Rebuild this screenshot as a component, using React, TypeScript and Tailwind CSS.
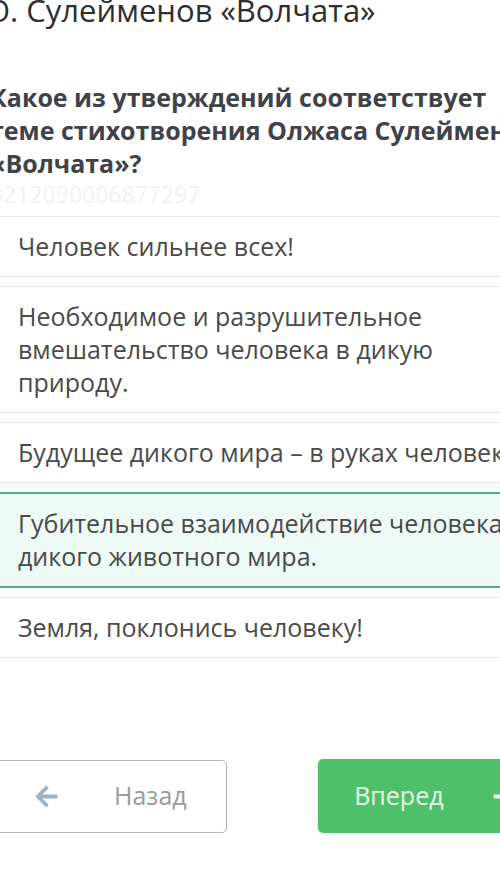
import { FaArrowLeft, FaArrowRight } from 'react-icons/fa';

const options = [
  { text: 'Человек сильнее всех!', selected: false },
  { text: 'Необходимое и разрушительное вмешательство человека в дикую природу.', selected: false },
  { text: 'Будущее дикого мира – в руках человека.', selected: false },
  { text: 'Губительное взаимодействие человека и дикого животного мира.', selected: true },
  { text: 'Земля, поклонись человеку!', selected: false },
];

export default function App() {
  return (
    <div className="w-[500px] h-[872px] overflow-hidden bg-white font-['Open_Sans',sans-serif]">
      <div className="-ml-[16px] w-[580px]">
        {/* Title */}
        <h1 className="mt-[-8px] pl-[2px] text-[31px] leading-[36px] text-[#2e2e2e] whitespace-nowrap">
          О. Сулейменов «Волчата»
        </h1>

        {/* Question */}
        <p className="mt-[53px] pl-[6px] text-[25px] leading-[33px] font-bold text-[#3f4349] whitespace-nowrap">
          Какое из утверждений соответствует
          <br />
          теме стихотворения Олжаса Сулейменова
          <br />
          «Волчата»?
        </p>
        <p className="mt-[2px] pl-[6px] text-[23px] leading-[24px] text-[#f1f1f1]">
          3212090006877297
        </p>

        {/* Options */}
        <div className="mt-[10px] flex flex-col gap-[9px]">
          {options.map(option => (
            <div
              key={option.text}
              className={
                option.selected
                  ? 'border-y-2 border-[#5aa99c] bg-[#eefaf5] pl-[34px] py-[13px]'
                  : 'border-y border-[#e6e6e6] bg-white pl-[34px] py-[13px]'
              }
            >
              <span className="block w-[520px] text-[25px] leading-[33px] text-[#4a4a4a]">
                {option.text}
              </span>
            </div>
          ))}
        </div>

        {/* Navigation */}
        <div className="mt-[101px] flex items-center gap-[91px]">
          <button className="flex items-center w-[247px] h-[73px] border-[1.5px] border-[#b4b4b4] rounded-[5px] bg-white pl-[49px]">
            <FaArrowLeft className="w-[25px] h-[25px] text-[#9fb3c8]" />
            <span className="ml-[55px] text-[25px] text-[#9b9b9b]">Назад</span>
          </button>
          <button className="flex items-center w-[250px] h-[74px] rounded-[5px] bg-[#4ec06a] pl-[36px]">
            <span className="text-[25px] text-[#eafbe9]">Вперед</span>
            <FaArrowRight className="ml-[48px] w-[25px] h-[25px] text-[#f2fbf2]" />
          </button>
        </div>
      </div>
    </div>
  );
}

──────────

Requirement: Copy each line in full and exactly, omitting any picture.

Result of the exercise:
Rebuild this screenshot as a component, using React, TypeScript and Tailwind CSS.
import { FaArrowLeft, FaArrowRight } from 'react-icons/fa';

const options = [
  { text: 'Человек сильнее всех!', selected: false },
  { text: 'Необходимое и разрушительное вмешательство человека в дикую природу.', selected: false },
  { text: 'Будущее дикого мира – в руках человека.', selected: false },
  { text: 'Губительное взаимодействие человека и дикого животного мира.', selected: true },
  { text: 'Земля, поклонись человеку!', selected: false },
];

export default function App() {
  return (
    <div className="w-[500px] h-[872px] overflow-hidden bg-white font-['Open_Sans',sans-serif]">
      <div className="-ml-[16px] w-[580px]">
        {/* Title */}
        <h1 className="mt-[-8px] pl-[2px] text-[31px] leading-[36px] text-[#2e2e2e] whitespace-nowrap">
          О. Сулейменов «Волчата»
        </h1>

        {/* Question */}
        <p className="mt-[53px] pl-[6px] text-[25px] leading-[33px] font-bold text-[#3f4349] whitespace-nowrap">
          Какое из утверждений соответствует
          <br />
          теме стихотворения Олжаса Сулейменова
          <br />
          «Волчата»?
        </p>
        <p className="mt-[2px] pl-[6px] text-[23px] leading-[24px] text-[#f1f1f1]">
          3212090006877297
        </p>

        {/* Options */}
        <div className="mt-[10px] flex flex-col gap-[9px]">
          {options.map(option => (
            <div
              key={option.text}
              className={
                option.selected
                  ? 'border-y-2 border-[#5aa99c] bg-[#eefaf5] pl-[34px] py-[13px]'
                  : 'border-y border-[#e6e6e6] bg-white pl-[34px] py-[13px]'
              }
            >
              <span className="block w-[520px] text-[25px] leading-[33px] text-[#4a4a4a]">
                {option.text}
              </span>
            </div>
          ))}
        </div>

        {/* Navigation */}
        <div className="mt-[101px] flex items-center gap-[91px]">
          <button className="flex items-center w-[247px] h-[73px] border-[1.5px] border-[#b4b4b4] rounded-[5px] bg-white pl-[49px]">
            <FaArrowLeft className="w-[25px] h-[25px] text-[#9fb3c8]" />
            <span className="ml-[55px] text-[25px] text-[#9b9b9b]">Назад</span>
          </button>
          <button className="flex items-center w-[250px] h-[74px] rounded-[5px] bg-[#4ec06a] pl-[36px]">
            <span className="text-[25px] text-[#eafbe9]">Вперед</span>
            <FaArrowRight className="ml-[48px] w-[25px] h-[25px] text-[#f2fbf2]" />
          </button>
        </div>
      </div>
    </div>
  );
}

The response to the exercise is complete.